”(I’m In The) Sunshine State,” the first track from Popsychle, the second release of 2020 from The Alex Butter Field, begins a crackling guitar and, well, sun-drenched vocals that intone the title in rich harmonies. “I’m in the sunshine state,” the voices sing, “and I feel great.”
Whether they mean Florida specifically is beside the point. As winter sets in on a strange year, the song is a blast of warm weather, and much-needed optimism.
The Alex Butter Field is the psychedelic pop experiment from Hank Hoffman — New Haven-based musician, Happy Ending band member, and Best Video executive director — years in the making and finally released in two installments in 2020, the first of which was Psychedelipop in August (read the Independent’s previous article about that). To realize his vision, Hoffman, who sings and plays guitars and keyboards, enlisted help from some of the New Haven music scene’s finest: Tom Smith on drums and percussion, Andy Karlok on bass, Dean Falcone on electric and acoustic guitars, keyboards, and mellotron, and Scott Amore on keyboards and percussion.
But you don’t have to know the history to know that Hoffman is a devotee of the psychedelic era, as both a musician and listener. It’s there in the music itself — the particular sway of the rhythm, a certain lushness to the atmosphere, that all adds up to an invitation to get lost for a while.
So the second track on the album, “Fly,” is laced with the sounds of sitar among the sunny guitars. “He wishes he could fly,” Hoffman sings, but the song is already doing it, effortlessly. The strutting rocker “Tear My Heart Out” — which also features horns and winds from Yannis Panos and Erik Elligers — starts high, woozy keys that expand the song’s sound, in a way that would make dancers throw their hands in their air while keeping time with their feet, before it lurches into and out of a waltz.

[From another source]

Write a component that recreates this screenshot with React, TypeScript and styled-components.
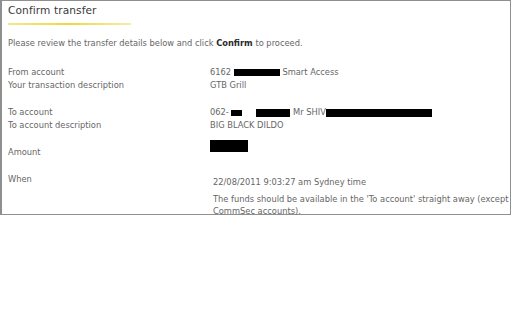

But the album also lets the seasons change. “Snowflakes” describes a winter’s day that’s still no downer; “I can’t help but pray for another snowy day,” Hoffman sings. “Jesus Never Came Back” features a search for salvation that feels as joyful as it is urgent, even if it also sardonically chronicles some more earthly loss of affection (“I don’t know if Jesus loves me / but I know you don’t,” Hoffman sings, echoing one of Lyle Lovett’s more memorable lyric turns).
If Popsychle takes us on a trup, the album’s closer, “Winter Light,” brings us back to where we are now, even as its sound finds Hoffman’s songwriting at its most expansive. Featuring strings from Netta Hadari, Colin Benn, and Aimee Kanzler that dance around the song’s harmonic structure, Hoffman speaks of rapture while the guitars let us know what that rapture sounds like. It all ends on a note of warmth and comfort. Whether that tranquility is the result of finding a place in the beyond or returning home, at the end of this most strange and difficult year, it’s all the more welcome.